PDA

View Full Version : Poppy Fields of Flanders.



zelda12
11-19-2004, 19:48
Poppy fields of Flanders

Bright red poppies, waving, amongst the whispering corn, tossed around in the light spring breeze. I walk through the field, my outstretched fingers touch the drifting corn and the poppies intoxicating smell wafts up my nose into my lungs and makes me feel dizzy with the joy of the beautiful day. Imperceptibly I see a glint of metal, rusted and brown, in amongst the corn.

I walk over to it the sun is darkened by broiling dark rain clouds. Seething black with fork lightning that illuminates the poppies, as they are, a dull red black mockery of mortal flesh and blood. My heart pounds faster as I walk towards the unearthed metal the rain begins to drive down on my skull and my clothes become clinging wet and weigh me down like a suit of armour. Then I’m there. Among the blood red poppies staring at a long shattered watch and still attached after many years the cold, dead, unmoving hand of a dead man. Thus standing, with the rain beating down and the cold dread horror before my eyes, I begin to remember.

To remember a time when many lifetimes ago I stood here and saw the same thing. With the biting wind and the driving rain of a Flander’s autumn. This time though the arm is whole, no white scraped bone, no cold dead hand. But a man, writing in agony as his twisted red guts are exposed to the world and with the screams and cries of his agony other, half forgotten, sounds, sights, smells remerge to haunt my mind and prowl my dreams.

A dead mans boots inhabit the clinging, sickly, mud, stained red with blood. A haunting tribute to the effectiveness of the big guns. That even now boom their defiance, like lions fighting over a mate, through the ever present rain and lightning, whose own terrific displays are eclipsed by the sheer awesome sound and destruction of the big guns whose ever present sound feels like a long forgotten nightmare. The boots stand tall and proud amongst the blood and mud of this new war. Their blood topped legs making a harsh mockery of the poppies that will grow here hence, fertilised by a million men’s blood.

Then the whistles blow, like shrieking harpies of ancient myth that draw men to their deaths, and to our deaths we do not go gladly but with a wearisome effort we scramble over the top and dash out onto the scarred earth and mud of no mans land. And stumble and run and yell, like mad men, driven on by terror and despair towards our deaths. We dash stumble run, all the while with the clinging sticking mud to our boots, towards other men’s trenches and suddenly we’re half way there and not a shot has been fired.
Is it over?
Has the killing stopped?

But No. The killing has not stopped. Their machine guns begin to blaze and their men begin to fire their rifles with unnerving efficiency and men all around drop and fall in showers of bright red blood, like dazzling fireworks of gore. All the while the machine guns blaze like spitting demons of death that serve the only purpose, to give up their blood offering of young mans souls to the gods of war.

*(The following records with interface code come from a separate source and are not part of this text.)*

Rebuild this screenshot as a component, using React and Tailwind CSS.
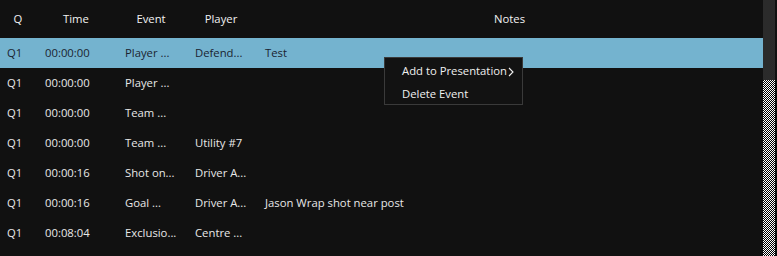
import React from "react";

const rows = [
  ["Q1", "00:00:00", "Player ...", "Defend...", "Test"],
  ["Q1", "00:00:00", "Player ...", "", ""],
  ["Q1", "00:00:00", "Team ...", "", ""],
  ["Q1", "00:00:00", "Team ...", "Utility #7", ""],
  ["Q1", "00:00:16", "Shot on...", "Driver A...", ""],
  ["Q1", "00:00:16", "Goal ...", "Driver A...", "Jason Wrap shot near post"],
  ["Q1", "00:08:04", "Exclusio...", "Centre ...", ""],
];

export default function App() {
  return (
    <div
      className="relative w-[777px] h-[256px] overflow-hidden bg-[#111111] text-[11.3px] text-[#e8e8e8] flex"
      style={{ fontFamily: '"Open Sans", "Noto Sans", sans-serif' }}
    >
      <div className="w-[763px] flex flex-col">
        <div className="h-[38px] flex items-center text-[#f2f2f2] shrink-0">
          <div className="w-[36px] text-center">Q</div>
          <div className="w-[80px] text-center">Time</div>
          <div className="w-[70px] text-center">Event</div>
          <div className="w-[70px] text-center">Player</div>
          <div className="flex-1 text-center">Notes</div>
        </div>
        {rows.map((r, i) => (
          <div
            key={i}
            className={
              "h-[30px] flex items-center shrink-0 whitespace-nowrap " +
              (i === 0 ? "bg-[#74b3cf] text-[#1a2330]" : "")
            }
          >
            <div className="w-[36px] pl-[7px]">{r[0]}</div>
            <div className="w-[80px] pl-[9px]">{r[1]}</div>
            <div className="w-[70px] pl-[9px]">{r[2]}</div>
            <div className="w-[70px] pl-[9px]">{r[3]}</div>
            <div className="flex-1 pl-[9px]">{r[4]}</div>
          </div>
        ))}
      </div>
      <div className="w-[12px] flex flex-col">
        <div className="h-[80px] bg-[#2b2b2b]" />
        <div className="flex-1 bg-[repeating-conic-gradient(#ffffff_0_25%,#000000_0_50%)] bg-[length:2px_2px]" />
      </div>

      <div className="absolute left-[384px] top-[57px] w-[139px] h-[48px] bg-[#121212] border border-[#3a3a3a] flex flex-col text-[#f0f0f0]">
        <div className="h-[27px] flex items-center pl-[17px] relative">
          <span>Add to Presentation</span>
          <svg className="absolute left-[123px] top-[9px]" width="6" height="10" viewBox="0 0 6 10">
            <path d="M1 1 L5 5 L1 9" fill="none" stroke="#f0f0f0" strokeWidth="1.1" />
          </svg>
        </div>
        <div className="h-[19px] flex items-center pl-[17px]">Delete Event</div>
      </div>
    </div>
  );
}
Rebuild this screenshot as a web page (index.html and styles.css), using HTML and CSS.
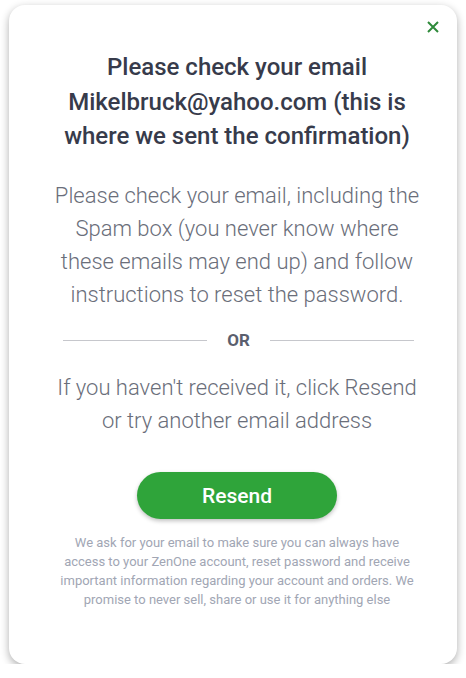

Suddenly I feel the white hot, searing pain that cuts through my chest and explodes through my back. I collapse to the ground. Into the clinging mud that smells of sickly, rotting men’s flesh. For how long I lay there I do not know all I know is the pain and the stench and the rats that already feast on my fallen comrades who now lay in amongst the Flander’s mud. Slowly, ever so slowly, like the slow but determined trudge of a tortoise, darkness overtakes me as my red lifeblood seeps into the mud. I find my breathing becoming ragged and suddenly I cant breath my lungs won’t inflate and slowly, agonisingly slowly I can feel my life slipping away until the darkness takes and embraces me and the pain is gone.



The rain has stopped the clouds departed and the warm sun is drying my clothes. My soul has seen much of death and war, though this shell has not. Behind me the huge monument stands as a testament to the dead men who still lie buried where they fell in the mud of Flander’s fields, to satisfy old men in top hats lust for war and for power. The monument has many names and each is a testament to wars terrible price.

frogbeastegg
11-19-2004, 23:40
Very good, topical too what with Remembrance Day recently. There are a few grammatical errors but nothing huge. Overall I think it shows a considerable improvement over your earlier work.

zelda12
11-19-2004, 23:46
Ah shucks.

There probaly are a few grammatical errors as I'm crap at grammar. I'll have a look through for tense confusion as I may be able to spot it.

Edit: One tense confusion. Two of repeated words.

Ludens
11-20-2004, 12:45
Very good Zelda. I agree with Froggy that this is much better than your earlier work. Only, I got a bit lost in those long sentences without commas ~D .

zelda12
11-20-2004, 22:44
~D

The commas and long sentences are intentional. As this was originaly written as a poem but didn't work so I transfered it to story form and in the process it took a lot of the non standard punctuation and the long pauses and the fast paste sections with long sentences. it makes it a little confusing I can understand but if you read it as it is it makes a wierd and twisted sense.